◆ Prompt: From the listing below, pull out the lines that hold "this".
/---
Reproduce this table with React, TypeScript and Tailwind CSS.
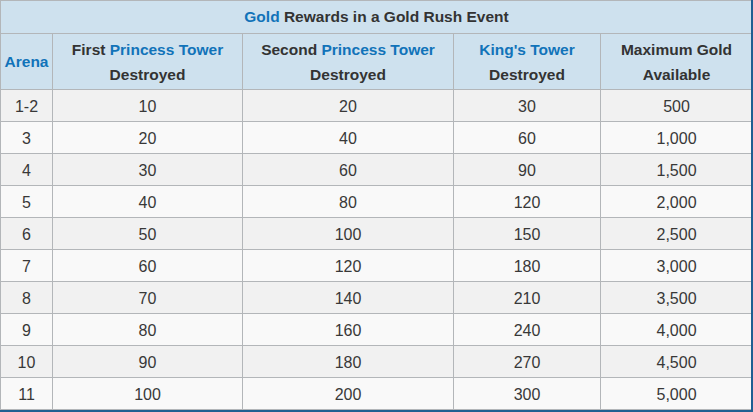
import React from "react";

const rows = [
  ["1-2", "10", "20", "30", "500"],
  ["3", "20", "40", "60", "1,000"],
  ["4", "30", "60", "90", "1,500"],
  ["5", "40", "80", "120", "2,000"],
  ["6", "50", "100", "150", "2,500"],
  ["7", "60", "120", "180", "3,000"],
  ["8", "70", "140", "210", "3,500"],
  ["9", "80", "160", "240", "4,000"],
  ["10", "90", "180", "270", "4,500"],
  ["11", "100", "200", "300", "5,000"],
];

export default function App() {
  return (
    <div className="w-[753px] h-[412px] overflow-hidden bg-white border-r-2 border-b-2 border-[#1f5f92] font-['Liberation_Sans',Arial,sans-serif] text-[#383838]">
      <table className="table-fixed border-collapse w-[752px] text-center">
        <colgroup>
          <col className="w-[52px]" />
          <col className="w-[190px]" />
          <col className="w-[211px]" />
          <col className="w-[147px]" />
          <col className="w-[152px]" />
        </colgroup>
        <thead className="bg-[#cee1ee] font-bold text-[15.5px] text-[#333]">
          <tr className="h-[33px]">
            <th colSpan={5} className="border border-[#b3b6b9]">
              <span className="text-[#1173b9]">Gold</span> Rewards in a Gold Rush Event
            </th>
          </tr>
          <tr className="h-[56px] leading-[25px]">
            <th className="border border-[#b3b6b9] text-[#1173b9]">Arena</th>
            <th className="border border-[#b3b6b9]">
              First <span className="text-[#1173b9]">Princess Tower</span>
              <br />
              Destroyed
            </th>
            <th className="border border-[#b3b6b9]">
              Second <span className="text-[#1173b9]">Princess Tower</span>
              <br />
              Destroyed
            </th>
            <th className="border border-[#b3b6b9]">
              <span className="text-[#1173b9]">King's Tower</span>
              <br />
              Destroyed
            </th>
            <th className="border border-[#b3b6b9]">
              Maximum Gold
              <br />
              Available
            </th>
          </tr>
        </thead>
        <tbody className="text-[16px]">
          {rows.map((r, i) => (
            <tr key={r[0]} className={i % 2 === 0 ? "h-[32px] bg-[#f1f1f1]" : "h-[32px] bg-[#f9f9f9]"}>
              {r.map((c, j) => (
                <td key={j} className="border border-[#b3b6b9] pt-[2px]">
                  {c}
                </td>
              ))}
            </tr>
          ))}
        </tbody>
      </table>
    </div>
  );
}
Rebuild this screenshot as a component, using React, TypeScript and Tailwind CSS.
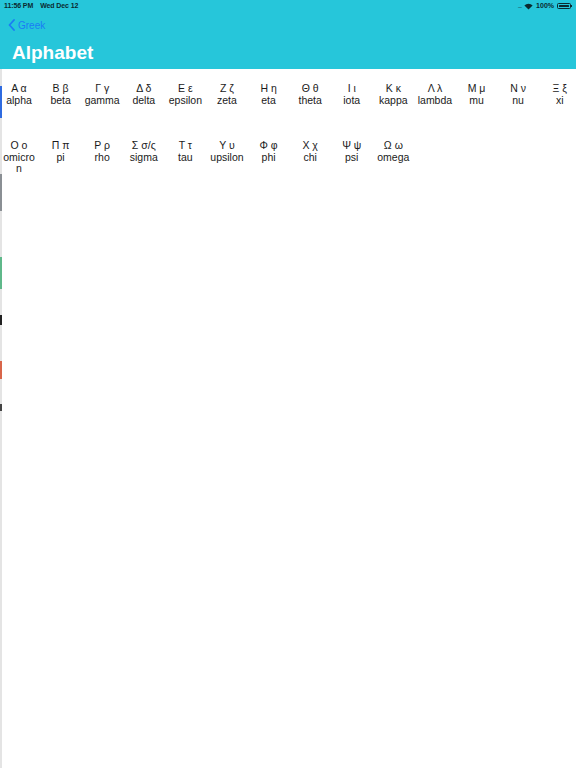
import React from 'react';

const letters: [string, string][] = [
  ['Α α', 'alpha'], ['Β β', 'beta'], ['Γ γ', 'gamma'], ['Δ δ', 'delta'], ['Ε ε', 'epsilon'],
  ['Ζ ζ', 'zeta'], ['Η η', 'eta'], ['Θ θ', 'theta'], ['Ι ι', 'iota'], ['Κ κ', 'kappa'],
  ['Λ λ', 'lambda'], ['Μ μ', 'mu'], ['Ν ν', 'nu'], ['Ξ ξ', 'xi'], ['Ο ο', 'omicron'],
  ['Π π', 'pi'], ['Ρ ρ', 'rho'], ['Σ σ/ς', 'sigma'], ['Τ τ', 'tau'], ['Υ υ', 'upsilon'],
  ['Φ φ', 'phi'], ['Χ χ', 'chi'], ['Ψ ψ', 'psi'], ['Ω ω', 'omega'],
];

const App: React.FC = () => {
  return (
    <div className="w-[576px] h-[768px] bg-white overflow-hidden flex flex-col font-['Liberation_Sans',Arial,sans-serif]">
      {/* Nav bar */}
      <div className="bg-[#26c6da] h-[69px] shrink-0 flex flex-col">
        <div className="h-[12px] flex items-center justify-between px-[4px] text-[7px] font-bold text-[#0b2a30]">
          <div className="flex gap-[7px] tracking-[-0.1px]">
            <span>11:56 PM</span>
            <span>Wed Dec 12</span>
          </div>
          <div className="flex items-center gap-[3px]">
            <span className="text-[#1d7f8c] tracking-[-1px] text-[6px]">.....</span>
            <svg width="9" height="7" viewBox="0 0 12 9">
              <path d="M6 8.5L0.5 3a7.8 7.8 0 0 1 11 0z" fill="#0b2a30" />
            </svg>
            <span>100%</span>
            <div className="flex items-center">
              <div className="w-[14px] h-[6px] rounded-[1.5px] border border-[#0b2a30] p-[1px]">
                <div className="w-full h-full bg-[#0b2a30] rounded-[0.5px]" />
              </div>
              <div className="w-[1px] h-[2px] bg-[#0b2a30]" />
            </div>
          </div>
        </div>
        <div className="h-[26px] flex items-center pl-[8px] gap-[3px] text-[#1a7cf5] text-[10px]">
          <svg width="7" height="12" viewBox="0 0 7 12">
            <path d="M6 1L1.5 6 6 11" stroke="#1a7cf5" strokeWidth="1.8" fill="none" strokeLinecap="round" strokeLinejoin="round" />
          </svg>
          <span>Greek</span>
        </div>
        <div className="pl-[12px] pt-[3px] text-white font-bold text-[19px] leading-[24px]">Alphabet</div>
      </div>

      {/* Content */}
      <div className="flex flex-1">
        <div className="w-[2px] shrink-0 bg-[#e4e4e4] flex flex-col">
          <div className="h-[17px]" />
          <div className="h-[32px] bg-[#2f6be0]" />
          <div className="h-[56px]" />
          <div className="h-[37px] bg-[#8a8f94]" />
          <div className="h-[46px]" />
          <div className="h-[32px] bg-[#5fb88a]" />
          <div className="h-[26px]" />
          <div className="h-[10px] bg-[#222]" />
          <div className="h-[36px]" />
          <div className="h-[18px] bg-[#d8654a]" />
          <div className="h-[25px]" />
          <div className="h-[7px] bg-[#444]" />
        </div>
        <div className="flex-1 -ml-[1px] pt-[14px]">
          <div className="grid grid-cols-[repeat(14,36px)] gap-x-[5.6px] gap-y-[22px]">
            {letters.map(([g, n]) => (
              <div key={n} className="h-[35px] text-center text-[10.5px] leading-[11.5px] text-[#1a1a1a] break-all">
                <div>{g}</div>
                <div>{n}</div>
              </div>
            ))}
          </div>
        </div>
      </div>
    </div>
  );
};

export default App;
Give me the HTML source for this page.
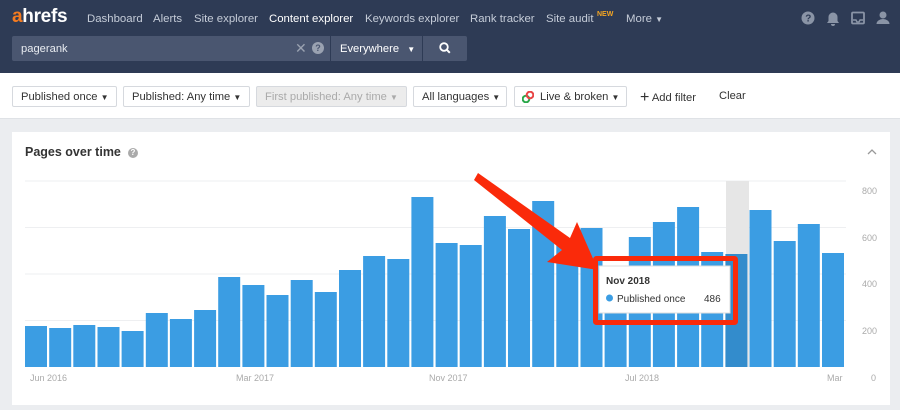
<!DOCTYPE html>
<html><head><meta charset="utf-8"><style>
*{box-sizing:border-box;margin:0;padding:0}
body{width:900px;height:410px;background:#ebedf0;font-family:"Liberation Sans",sans-serif;position:relative;overflow:hidden}
.nav{position:absolute;left:0;top:0;width:900px;height:73px;background:#2e3b55}
.nav .l{position:absolute;top:13px;font-size:11.4px;color:#c5ccd8;white-space:nowrap}
.logo{position:absolute;left:12px;top:6px;font-size:19px;font-weight:bold;color:#fff;letter-spacing:-0.3px}
.logo b{color:#f47b20}
.search{position:absolute;left:12px;top:36px;width:318px;height:25px;background:#4a5670;border-radius:2px 0 0 2px;color:#e8ebf0;font-size:11.2px;padding:7px 9px}
.ev{position:absolute;left:331px;top:36px;width:91px;height:25px;background:#4a5670;color:#fff;font-size:11.2px;padding:7px 9px;white-space:nowrap}
.sb{position:absolute;left:423px;top:36px;width:44px;height:25px;background:#4a5670;border-radius:0 2px 2px 0}
.fb{position:absolute;left:0;top:73px;width:900px;height:46px;background:#fff;border-bottom:1px solid #dfe2e6}
.f{position:absolute;top:13px;height:21px;border:1px solid #d6d9de;border-radius:2px;font-size:11.2px;color:#333;padding:4px 8px;background:#fff;white-space:nowrap}
.card{position:absolute;left:12px;top:132px;width:878px;height:273px;background:#fff}
.ax{font-size:9px;fill:#aaa;font-family:"Liberation Sans",sans-serif}
</style></head><body>
<div class="nav">
<div class="logo"><b>a</b>hrefs</div>
<div class="l" style="left:87px">Dashboard</div>
<div class="l" style="left:153px">Alerts</div>
<div class="l" style="left:194px">Site explorer</div>
<div class="l" style="left:269px;color:#fff">Content explorer</div>
<div class="l" style="left:365px">Keywords explorer</div>
<div class="l" style="left:470px">Rank tracker</div>
<div class="l" style="left:546px">Site audit</div>
<div style="position:absolute;left:597px;top:11px;font-size:7px;font-weight:bold;color:#f5a623">NEW</div>
<div class="l" style="left:626px">More <span style="font-size:8px">▼</span></div>
<svg style="position:absolute;left:800px;top:10px" width="92" height="18">
<circle cx="8" cy="8" r="6.5" fill="#8a94a6"/><text x="5.3" y="11.5" font-size="10" font-weight="bold" fill="#2e3b55" font-family="Liberation Sans">?</text>
<path d="M27 13h12l-1.5-2v-4a4.5 4.5 0 0 0-9 0v4z M31 14h4a2 2 0 0 1-4 0z" fill="#8a94a6"/>
<rect x="52" y="2.5" width="12" height="11" rx="1" fill="none" stroke="#8a94a6" stroke-width="1.8"/><path d="M53 10h3l1 2h2l1-2h3" fill="none" stroke="#8a94a6" stroke-width="1.5"/>
<circle cx="83" cy="5" r="3.5" fill="#8a94a6"/><path d="M76.5 14a6.5 5 0 0 1 13 0z" fill="#8a94a6"/>
</svg>
<div class="search">pagerank<span style="position:absolute;left:283px;top:4px;color:#9aa2b1;font-size:14px">✕</span><span style="position:absolute;left:300px;top:6px;width:12px;height:12px;border-radius:50%;background:#9aa2b1;color:#4a5670;font-size:9px;font-weight:bold;text-align:center;line-height:12px">?</span></div>
<div class="ev">Everywhere <span style="font-size:8px;margin-left:5px">▼</span></div>
<div class="sb"><svg width="44" height="25"><circle cx="21" cy="11" r="3.8" fill="none" stroke="#fff" stroke-width="1.8"/><path d="M23.8 13.8l3 3" stroke="#fff" stroke-width="2"/></svg></div>
</div>
<div class="fb">
<div class="f" style="left:12px;width:105px">Published once <span style="font-size:8px">▼</span></div>
<div class="f" style="left:123px;width:127px">Published: Any time <span style="font-size:8px">▼</span></div>
<div class="f" style="left:256px;width:151px;background:#ececec;color:#aaa">First published: Any time <span style="font-size:8px">▼</span></div>
<div class="f" style="left:413px;width:94px">All languages <span style="font-size:8px">▼</span></div>
<div class="f" style="left:514px;width:113px;padding-left:25px"><svg style="position:absolute;left:7px;top:4px" width="12" height="12"><circle cx="4" cy="8" r="3.3" fill="none" stroke="#2aa84a" stroke-width="2"/><circle cx="8" cy="4" r="3.3" fill="none" stroke="#e84545" stroke-width="2"/></svg>Live &amp; broken <span style="font-size:8px">▼</span></div>
<div style="position:absolute;left:640px;top:15px;font-size:11.2px;color:#333"><span style="font-size:16px;position:relative;top:1px">+</span> Add filter</div>
<div style="position:absolute;left:719px;top:17px;font-size:11.2px;color:#333">Clear</div>
</div>
<div class="card">
<div style="position:absolute;left:13px;top:13px;font-size:12.5px;font-weight:bold;color:#333">Pages over time</div>
<div style="position:absolute;left:116px;top:16px;width:10px;height:10px;border-radius:50%;background:#aaa;color:#fff;font-size:8px;text-align:center;line-height:10px;font-weight:bold">?</div>
<svg style="position:absolute;left:854px;top:16px" width="12" height="8"><path d="M2 6l4-4 4 4" fill="none" stroke="#999" stroke-width="1.3"/></svg>
</div>
<svg style="position:absolute;left:0;top:0" width="900" height="410">
<g stroke="#eeeff1" stroke-width="1"><line x1="25" x2="846" y1="181" y2="181"/><line x1="25" x2="846" y1="227.5" y2="227.5"/><line x1="25" x2="846" y1="274" y2="274"/><line x1="25" x2="846" y1="320.5" y2="320.5"/></g>
<rect x="726" y="181" width="23" height="186" fill="#e6e6e6"/>
<g fill="#3b9de3">
<rect x="25" y="326" width="22" height="41"/><rect x="49.2" y="328" width="22" height="39"/><rect x="73.3" y="325" width="22" height="42"/><rect x="97.5" y="327" width="22" height="40"/><rect x="121.6" y="331" width="22" height="36"/><rect x="145.8" y="313" width="22" height="54"/><rect x="169.9" y="319" width="22" height="48"/><rect x="194.1" y="310" width="22" height="57"/><rect x="218.2" y="277" width="22" height="90"/><rect x="242.4" y="285" width="22" height="82"/><rect x="266.5" y="295" width="22" height="72"/><rect x="290.7" y="280" width="22" height="87"/><rect x="314.8" y="292" width="22" height="75"/><rect x="339" y="270" width="22" height="97"/><rect x="363.1" y="256" width="22" height="111"/><rect x="387.3" y="259" width="22" height="108"/><rect x="411.4" y="197" width="22" height="170"/><rect x="435.6" y="243" width="22" height="124"/><rect x="459.7" y="245" width="22" height="122"/><rect x="483.9" y="216" width="22" height="151"/><rect x="508" y="229" width="22" height="138"/><rect x="532.2" y="201" width="22" height="166"/><rect x="556.3" y="240" width="22" height="127"/><rect x="580.5" y="228" width="22" height="139"/><rect x="604.6" y="300" width="22" height="67"/><rect x="628.8" y="237" width="22" height="130"/><rect x="652.9" y="222" width="22" height="145"/><rect x="677.1" y="207" width="22" height="160"/><rect x="701.2" y="252" width="22" height="115"/><rect x="749.5" y="210" width="22" height="157"/><rect x="773.7" y="241" width="22" height="126"/><rect x="797.8" y="224" width="22" height="143"/><rect x="822" y="253" width="22" height="114"/>
</g>
<rect x="725.4" y="254" width="22" height="113" fill="#338ccc"/>
<g class="ax"><text x="30" y="381">Jun 2016</text><text x="236" y="381">Mar 2017</text><text x="429" y="381">Nov 2017</text><text x="625" y="381">Jul 2018</text><text x="827" y="381">Mar</text>
<text x="862" y="194">800</text><text x="862" y="241">600</text><text x="862" y="287">400</text><text x="862" y="334">200</text><text x="871" y="381">0</text></g>
<rect x="599" y="266" width="131" height="47" fill="#fff" stroke="#ddd"/>
<text x="606" y="284" font-size="10" font-weight="bold" fill="#333" font-family="Liberation Sans">Nov 2018</text>
<circle cx="609.5" cy="298" r="3.5" fill="#3b9de3"/>
<text x="617" y="302" font-size="10" fill="#333" font-family="Liberation Sans">Published once</text>
<text x="704" y="302" font-size="10" fill="#333" font-family="Liberation Sans">486</text>
<rect x="595.5" y="258.5" width="140" height="64" fill="none" stroke="#fa2a0a" stroke-width="5" rx="1"/>
<path d="M474 180 L478 173 L570 238 L577 222 L598 270 L547 262 L562 250 Z" fill="#fa2a0a"/>
</svg>
</body></html>
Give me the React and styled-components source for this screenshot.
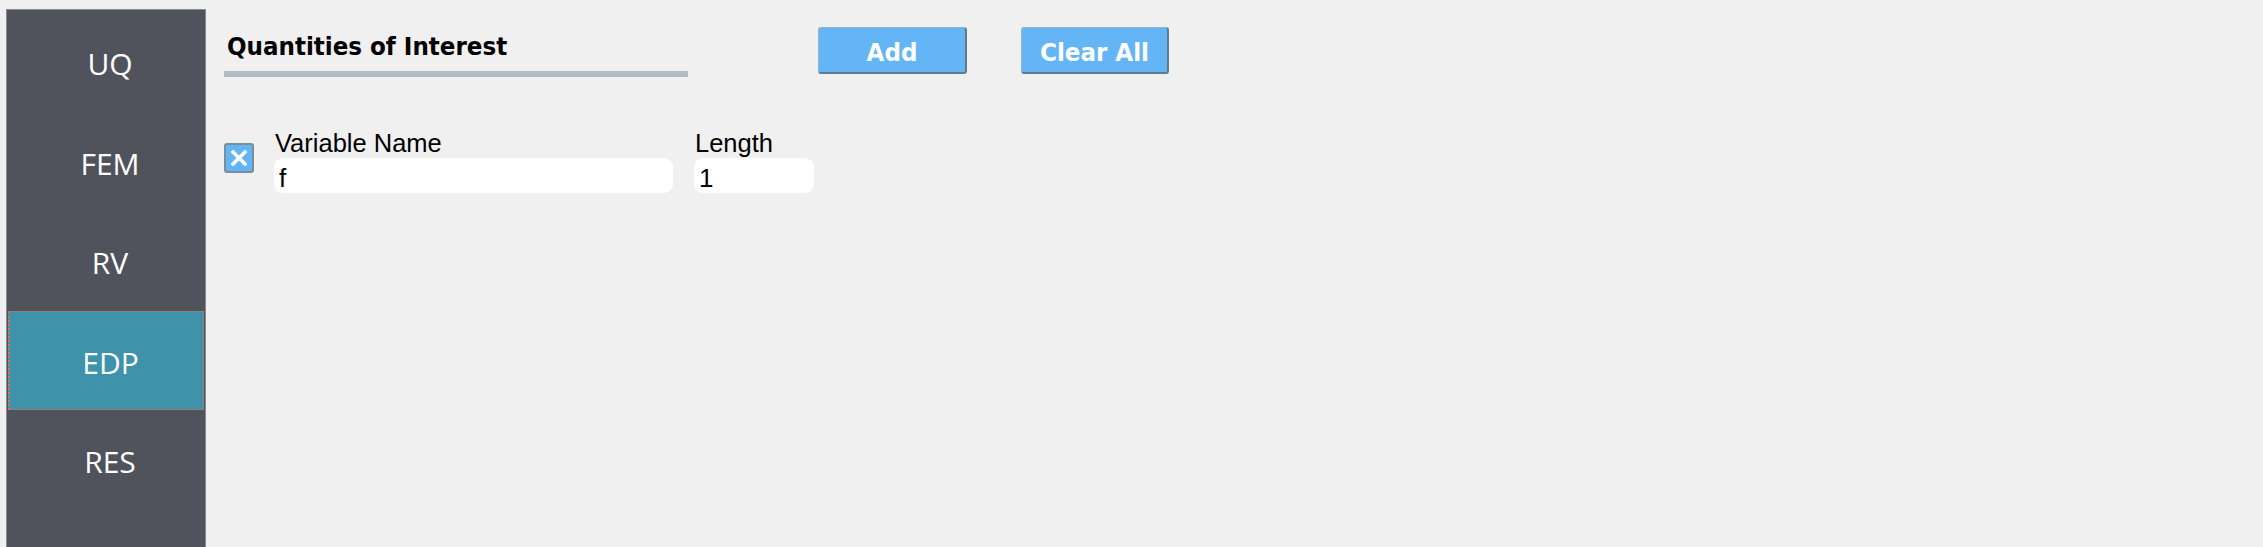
\---
◆ Reply to the exercise:
Reproduce this table with React, TypeScript and Tailwind CSS.
Rebuild this screenshot as a component, using React, TypeScript and Tailwind CSS.
Give me the HTML source for this page.
Give me the React and styled-components source for this screenshot.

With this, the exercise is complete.